Of all of the different scenarios, I think that I would find the first one most interesting, but it might be too confusing for audiences. The third scenario discards too much story as non-canon, which leaves the second scenario as the most likely to go to production, as it only dismisses part of one episode, thus preserving the continuity that we’re used to, bad final season and all. And it might make for interesting television, as we see what the family has learned over the years.
And then as far as that ninth season goes, I think it explains quite well why most long-running sitcoms finish up at eight seasons. Nine seems to just be too long, as Family Matters can also attest to, which became tired and stale after being on for so long. That show was (mercifully) cancelled before starting a planned tenth season. Likewise, The Drew Carey Show ran for nine seasons, which was one season too many, with that show’s having run out of ideas somewhere in the middle of the eighth season.
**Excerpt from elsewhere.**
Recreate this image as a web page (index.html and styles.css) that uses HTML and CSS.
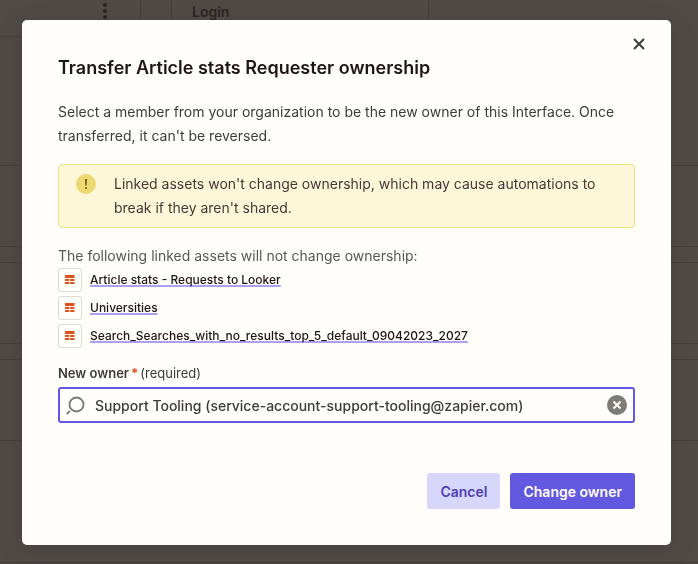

Then another question when it comes to a Roseanne revival is about who will play Becky. Will it be original actress Lecy Goranson, or replacement actress Sarah Chalke? Either way, I’m sure that they’ll make a few which-Becky-is-it jokes, especially if it ends up being Goranson.
So all in all, it ought to be pretty interesting to see how a Roseanne revival plays out. All they have to do is get their set back from Mike & Molly, and then it’s off to the races, I suppose.